No more RAID controllers. You can access and check in on your ZFS pools from the command line whenever you want. No more rebooting to get into RAID setup.
With all of the good things, let’s take a look at what isn’t great on ZFS.
Upgrading when you run out of space is still a huge pain. It’s often easiest to just get all new disks and create a new pool, transfer the data to it, and remove the old pool. When I first got started with ZFS, I used to work with a Drobo storage unit that could easier just handle removing any of the disks and replacing it with a larger one. It would then reshuffle the data and you were all set. I thought ZFS would be able to do that and it definitely cannot. Another way to add storage is to just add another 2 drives in mirror and create a new pool that runs alongside the existing pool. If you plan to add storage later on, I would highly recommend not running everything in one large pool or it will make it difficult to expand.
Native Compression in ZFS is probably not worth it, most files today are already using something like gzip so compressing these files a second time doesn’t give you much of a space improvement but you still get the CPU overhead. It feels mostly transparent, but if you watch top on the server, you will see the cpu spiking during file reads.

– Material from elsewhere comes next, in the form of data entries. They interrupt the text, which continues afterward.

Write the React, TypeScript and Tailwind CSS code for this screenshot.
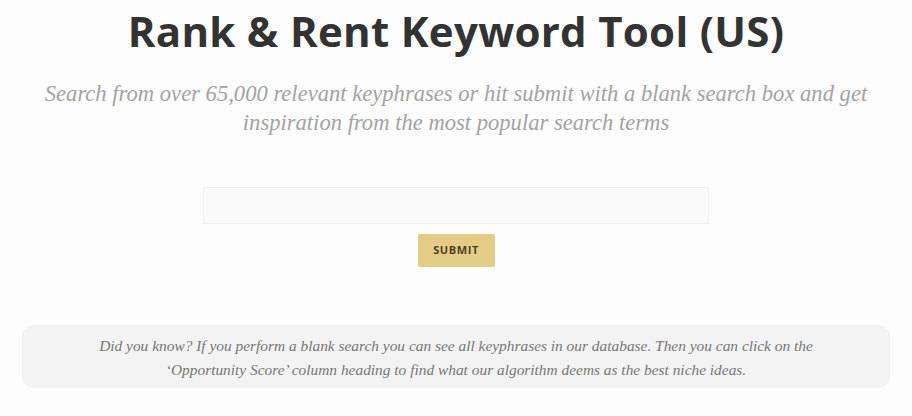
export default function App() {
  return (
    <div className="min-h-screen w-full bg-[#fdfdfd] overflow-hidden">
      <div className="flex flex-col items-center">
        <h1 className="mt-[5px] text-[42px] leading-[52px] font-bold text-[#333333] tracking-[0.3px] font-['Open_Sans',sans-serif]">
          Rank &amp; Rent Keyword Tool (US)
        </h1>
        <p className="mt-[22px] w-[880px] text-center text-[22.6px] leading-[29px] italic text-[#a3a3a3] font-['Liberation_Serif',serif]">
          Search from over 65,000 relevant keyphrases or hit submit with a blank search box and get
          <br />
          inspiration from the most popular search terms
        </p>

        <form className="mt-[50px] flex flex-col items-center">
          <input
            type="text"
            className="w-[506px] h-[37px] border border-[#f0f0f0] bg-[#fafafa] outline-none px-3"
          />
          <button
            type="button"
            className="mt-[10px] w-[77px] h-[33px] rounded-[2px] bg-[#e3cd84] text-[11px] font-bold tracking-[0.6px] text-[#4b3f2c] font-['Open_Sans',sans-serif]"
          >
            SUBMIT
          </button>
        </form>
      </div>

      <div className="mx-[22px] mt-[58px] rounded-[12px] bg-[#f3f3f3] pt-[9px] pb-[6px] text-center text-[15.4px] leading-[24px] italic text-[#777777] font-['Liberation_Serif',serif]">
        Did you know? If you perform a blank search you can see all keyphrases in our database. Then you can click on the
        <br />
        ‘Opportunity Score’ column heading to find what our algorithm deems as the best niche ideas.
      </div>
    </div>
  );
}
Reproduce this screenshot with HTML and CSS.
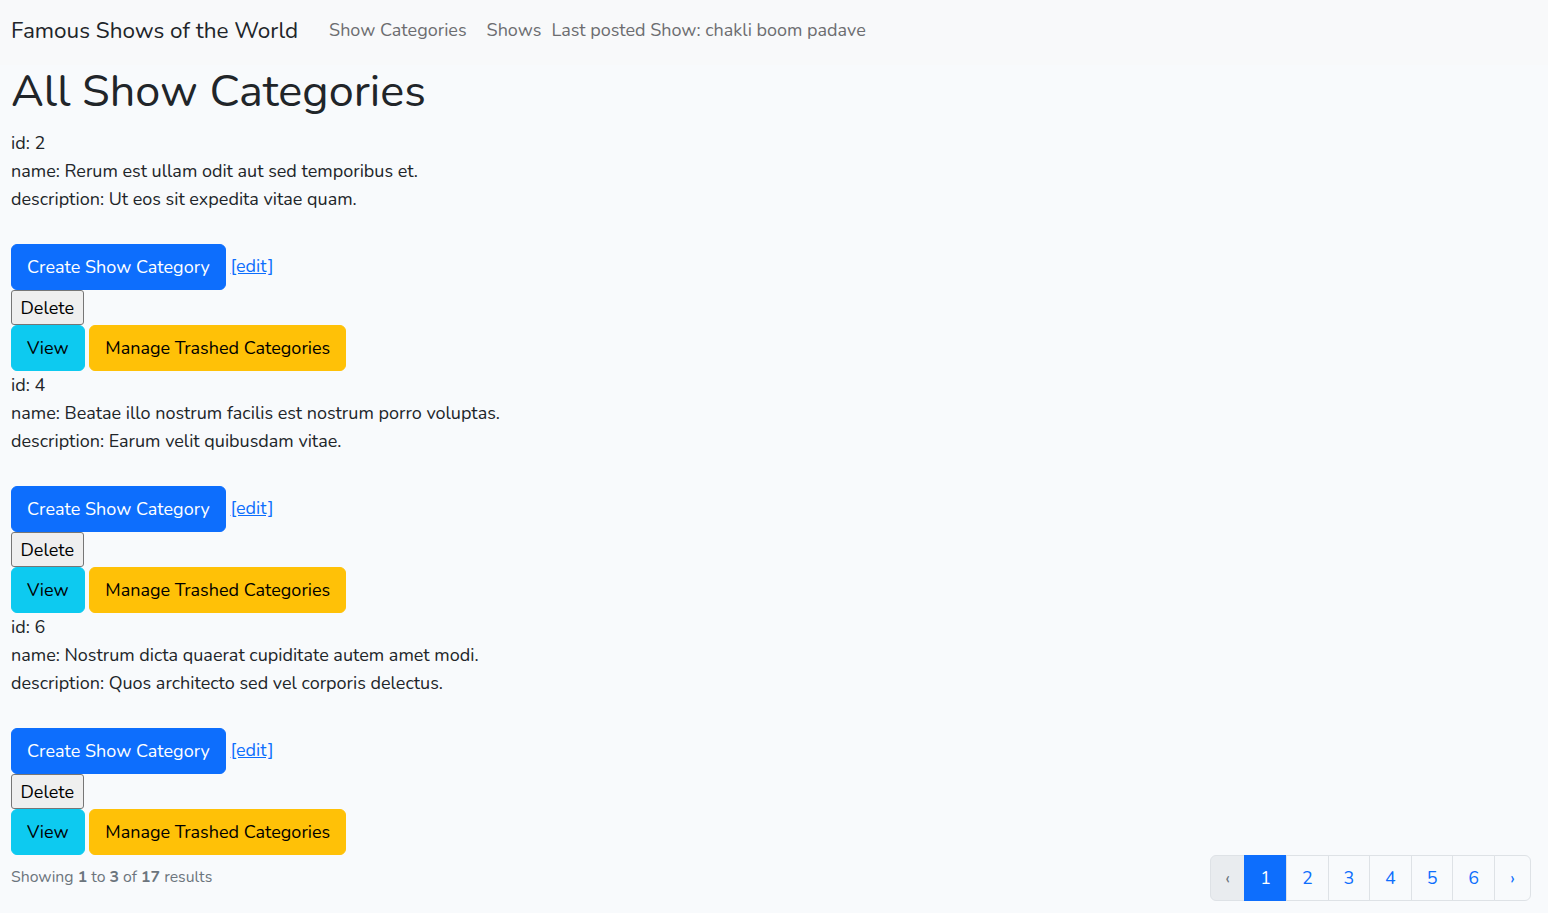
FILE: index.html
```html
<!DOCTYPE html>
<html>
<head>
<meta charset="utf-8">
<link rel="stylesheet" href="styles.css">
</head>
<body>
<nav class="navbar">
  <a class="brand" href="#">Famous Shows of the World</a>
  <a class="nav-link" href="#">Show Categories</a>
  <a class="nav-link" href="#">Shows</a>
  <span class="nav-text">Last posted Show: chakli boom padave</span>
</nav>
<main class="container">
  <h1 class="title">All Show Categories</h1>

  <div class="record">
    <div class="line">id: 2</div>
    <div class="line">name: Rerum est ullam odit aut sed temporibus et.</div>
    <div class="line">description: Ut eos sit expedita vitae quam.</div>
    <div class="actions first"><a class="btn btn-primary" href="#">Create Show Category</a> <a class="edit" href="#">[edit]</a></div>
    <form class="del-form"><button type="button" class="del">Delete</button></form>
    <div class="actions"><a class="btn btn-info" href="#">View</a> <a class="btn btn-warning" href="#">Manage Trashed Categories</a></div>
  </div>

  <div class="record">
    <div class="line">id: 4</div>
    <div class="line">name: Beatae illo nostrum facilis est nostrum porro voluptas.</div>
    <div class="line">description: Earum velit quibusdam vitae.</div>
    <div class="actions first"><a class="btn btn-primary" href="#">Create Show Category</a> <a class="edit" href="#">[edit]</a></div>
    <form class="del-form"><button type="button" class="del">Delete</button></form>
    <div class="actions"><a class="btn btn-info" href="#">View</a> <a class="btn btn-warning" href="#">Manage Trashed Categories</a></div>
  </div>

  <div class="record">
    <div class="line">id: 6</div>
    <div class="line">name: Nostrum dicta quaerat cupiditate autem amet modi.</div>
    <div class="line">description: Quos architecto sed vel corporis delectus.</div>
    <div class="actions first"><a class="btn btn-primary" href="#">Create Show Category</a> <a class="edit" href="#">[edit]</a></div>
    <form class="del-form"><button type="button" class="del">Delete</button></form>
    <div class="actions"><a class="btn btn-info" href="#">View</a> <a class="btn btn-warning" href="#">Manage Trashed Categories</a></div>
  </div>

  <div class="pager-row">
    <p class="summary">Showing <b>1</b> to <b>3</b> of <b>17</b> results</p>
    <ul class="pagination">
      <li class="page disabled"><span>&lsaquo;</span></li>
      <li class="page active"><span>1</span></li>
      <li class="page"><a href="#">2</a></li>
      <li class="page"><a href="#">3</a></li>
      <li class="page"><a href="#">4</a></li>
      <li class="page"><a href="#">5</a></li>
      <li class="page"><a href="#">6</a></li>
      <li class="page next"><a href="#">&rsaquo;</a></li>
    </ul>
  </div>
</main>
</body>
</html>
```

FILE: styles.css
```css
* { box-sizing: border-box; }
html, body { margin: 0; padding: 0; }
body {
  background: #f8fafc;
  color: #212529;
  font-family: "Nunito", "Lato", "Noto Sans", sans-serif;
  font-size: 18px;
  line-height: 28px;
}
.navbar {
  display: flex;
  align-items: center;
  height: 65px;
  padding: 0 10px 5px 11px;
  background: #f8f9fa;
}
.brand {
  color: #212529;
  text-decoration: none;
  font-size: 22.5px;
  line-height: 33px;
  margin-right: 21px;
}
.nav-link {
  color: #6c6d70;
  text-decoration: none;
  padding: 0 10px;
}
.nav-text {
  color: #6c6d70;
}
.container {
  padding: 0 17px 0 11px;
}
.title {
  font-size: 45px;
  font-weight: 400;
  line-height: 53px;
  margin: 0 0 11px 0;
}
.line { height: 28px; }
.actions {
  height: 46px;
  line-height: 28px;
}
.actions.first { margin-top: 31px; }
.btn {
  display: inline-block;
  padding: 8px 15px;
  border: 1px solid transparent;
  border-radius: 6px;
  text-decoration: none;
  line-height: 28px;
  vertical-align: top;
}
.btn-primary { background: #0d6efd; border-color: #0d6efd; color: #fff; }
.btn-info { background: #0dcaf0; border-color: #0dcaf0; color: #000; }
.btn-warning { background: #ffc107; border-color: #ffc107; color: #000; }
.edit {
  color: #0d6efd;
  text-decoration: underline;
  vertical-align: top;
  line-height: 44px;
}
.del-form { margin: 0; height: 35px; }
.del {
  font: inherit;
  line-height: 28px;
  color: #000;
  background: #efefef;
  border: 1px solid #767676;
  border-radius: 3px;
  padding: 3px 8.5px 2px;
  height: 35px;
}
.pager-row {
  display: flex;
  justify-content: space-between;
  align-items: center;
}
.summary {
  margin: 0 0 2px 0;
  font-size: 15.8px;
  color: #6c757d;
  line-height: 28px;
}
.summary b { font-weight: 700; color: #6c757d; }
.pagination {
  display: flex;
  list-style: none;
  margin: 0;
  padding: 0;
}
.page span, .page a {
  display: block;
  padding: 8px 0;
  border: 1px solid #dee2e6;
  margin-left: -1px;
  color: #0d6efd;
  text-decoration: none;
  background: #f8fafc;
  line-height: 28px;
  width: 42.6px;
  text-align: center;
}
.page.disabled span {
  background: #e9ecef;
  color: #6c757d;
  border-radius: 6px 0 0 6px;
  margin-left: 0;
  width: 35px;
}
.page.active span {
  background: #0d6efd;
  border-color: #0d6efd;
  color: #fff;
  width: 43px;
}
.page.next a {
  border-radius: 0 6px 6px 0;
  width: 37px;
}
```
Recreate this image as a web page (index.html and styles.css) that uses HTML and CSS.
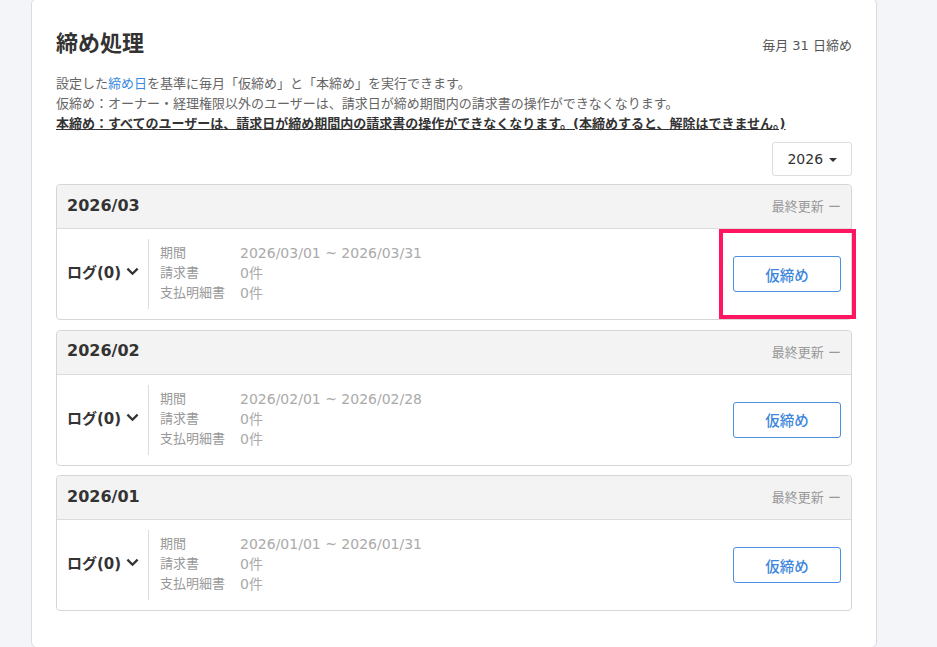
FILE: index.html
```html
<!DOCTYPE html>
<html lang="ja">
<head>
    <meta charset="UTF-8">
    <meta name="viewport" content="width=device-width, initial-scale=1.0">
    <title>締め処理</title>
    <link rel="stylesheet" href="styles.css">
</head>
<body>
    <div class="panel">
        <div class="panel-head">
            <h2>締め処理</h2>
            <span class="closing-day">毎月 31 日締め</span>
        </div>
        <div class="desc">
            <p>設定した<a href="#">締め日</a>を基準に毎月「仮締め」と「本締め」を実行できます。</p>
            <p>仮締め：オーナー・経理権限以外のユーザーは、請求日が締め期間内の請求書の操作ができなくなります。</p>
            <p class="warn">本締め：すべてのユーザーは、請求日が締め期間内の請求書の操作ができなくなります。(本締めすると、解除はできません。)</p>
        </div>

        <div class="year-row">
            <button class="year-select">2026 <span class="caret"></span></button>
        </div>

        <div class="month-list">
            <div class="month-card">
                <div class="month-head">
                    <span class="month-title">2026/03</span>
                    <span class="updated">最終更新 ー</span>
                </div>
                <div class="month-body">
                    <div class="log">ログ(0)
                        <svg width="13" height="9" viewBox="0 0 13 9"><path d="M1.4 1.6 L6.5 6.7 L11.6 1.6" fill="none" stroke="#333" stroke-width="2.3"/></svg>
                    </div>
                    <dl class="info">
                        <dt>期間</dt><dd>2026/03/01 ~ 2026/03/31</dd>
                        <dt>請求書</dt><dd>0件</dd>
                        <dt>支払明細書</dt><dd>0件</dd>
                    </dl>
                    <button class="close-btn">仮締め</button>
                    <div class="highlight"></div>
                </div>
            </div>

            <div class="month-card">
                <div class="month-head">
                    <span class="month-title">2026/02</span>
                    <span class="updated">最終更新 ー</span>
                </div>
                <div class="month-body">
                    <div class="log">ログ(0)
                        <svg width="13" height="9" viewBox="0 0 13 9"><path d="M1.4 1.6 L6.5 6.7 L11.6 1.6" fill="none" stroke="#333" stroke-width="2.3"/></svg>
                    </div>
                    <dl class="info">
                        <dt>期間</dt><dd>2026/02/01 ~ 2026/02/28</dd>
                        <dt>請求書</dt><dd>0件</dd>
                        <dt>支払明細書</dt><dd>0件</dd>
                    </dl>
                    <button class="close-btn">仮締め</button>
                </div>
            </div>

            <div class="month-card">
                <div class="month-head">
                    <span class="month-title">2026/01</span>
                    <span class="updated">最終更新 ー</span>
                </div>
                <div class="month-body">
                    <div class="log">ログ(0)
                        <svg width="13" height="9" viewBox="0 0 13 9"><path d="M1.4 1.6 L6.5 6.7 L11.6 1.6" fill="none" stroke="#333" stroke-width="2.3"/></svg>
                    </div>
                    <dl class="info">
                        <dt>期間</dt><dd>2026/01/01 ~ 2026/01/31</dd>
                        <dt>請求書</dt><dd>0件</dd>
                        <dt>支払明細書</dt><dd>0件</dd>
                    </dl>
                    <button class="close-btn">仮締め</button>
                </div>
            </div>
        </div>
    </div>
</body>
</html>
```

FILE: styles.css
```css
body { margin: 0; background: #f4f5f9; font-family: "DejaVu Sans", "Noto Sans CJK JP", sans-serif; color: #333; }
.panel { margin: -2px 0 0 31px; width: 846px; box-sizing: border-box; background: #fff; border: 1px solid #dcdcdc; border-radius: 6px; padding: 24px 24px 36px; }
.panel-head { display: flex; justify-content: space-between; align-items: center; height: 36px; }
.panel-head h2 { margin: 0; font-size: 22px; font-weight: bold; color: #333; }
.closing-day { font-size: 13px; color: #555; margin-top: 6px; }
.desc { margin-top: 15px; font-size: 13px; line-height: 20px; color: #666; }
.desc p { margin: 0; }
.desc a { color: #3a8ae0; text-decoration: none; }
.desc .warn { color: #333; font-weight: bold; text-decoration: underline; }
.year-row { display: flex; justify-content: flex-end; margin-top: 8px; }
.year-select { width: 80px; height: 34px; background: #fff; border: 1px solid #ddd; border-radius: 3px; font-family: inherit; font-size: 14px; color: #333; padding: 0; }
.caret { display: inline-block; width: 0; height: 0; border-left: 4px solid transparent; border-right: 4px solid transparent; border-top: 4px solid #333; vertical-align: middle; margin-left: 1px; }
.month-list { margin-top: 8px; display: flex; flex-direction: column; gap: 9.5px; }
.month-card { border: 1px solid #d6d6d6; border-radius: 4px; }
.month-head { display: flex; justify-content: space-between; align-items: center; height: 43px; padding: 0 10px; background: #f3f3f3; border-bottom: 1px solid #dcdcdc; border-radius: 4px 4px 0 0; }
.month-title { font-size: 16px; font-weight: bold; color: #333; padding-bottom: 3px; }
.updated { font-size: 13px; color: #999; padding-bottom: 2px; }
.month-body { position: relative; display: flex; align-items: center; padding: 10px; }
.log { width: 81px; flex-shrink: 0; font-size: 15px; font-weight: bold; color: #333; display: flex; align-items: center; gap: 5px; padding-bottom: 5px; }
.info { margin: 0; border-left: 1px solid #ddd; padding: 4px 0 6px 11px; display: grid; grid-template-columns: 80px auto; font-size: 13px; line-height: 20px; }
.info dt { color: #999; }
.info dd { margin: 0; color: #aaa; font-size: 14px; }
.close-btn { margin-left: auto; width: 108px; height: 36px; background: #fff; border: 1px solid #4a8fe0; border-radius: 3px; color: #3c86dc; font-family: inherit; font-size: 14.5px; font-weight: 500; }
.highlight { position: absolute; top: 0; bottom: 0; right: -5px; width: 137px; box-sizing: border-box; border: 4.5px solid #ff1560; }
```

Native Deduplication in ZFS uses too much memory and cpu for most users. If you enable them, every read/write has to do lookups in the dedup table to find the real data and you are losing alot of memory that would of been used as cache to hold the dedup table in memory.
Native Encryption in ZFS is difficult to enable.
Scrubbing/Resilivering is a performance hit. The default behavior is the ZFS subsystem will just randomly scrub the disks when needed. This untimed job will severely impact your read/write until it finishes. I would highly recommend setting up a CRON job to run
zpool scrub <pool-name> so it is at least predictable when it will be slow.
Command-line syntax between
zpool is a little annoying. This isn’t a huge deal, but knowing which subcommand is in which command is hard to remember when you don’t use it very much.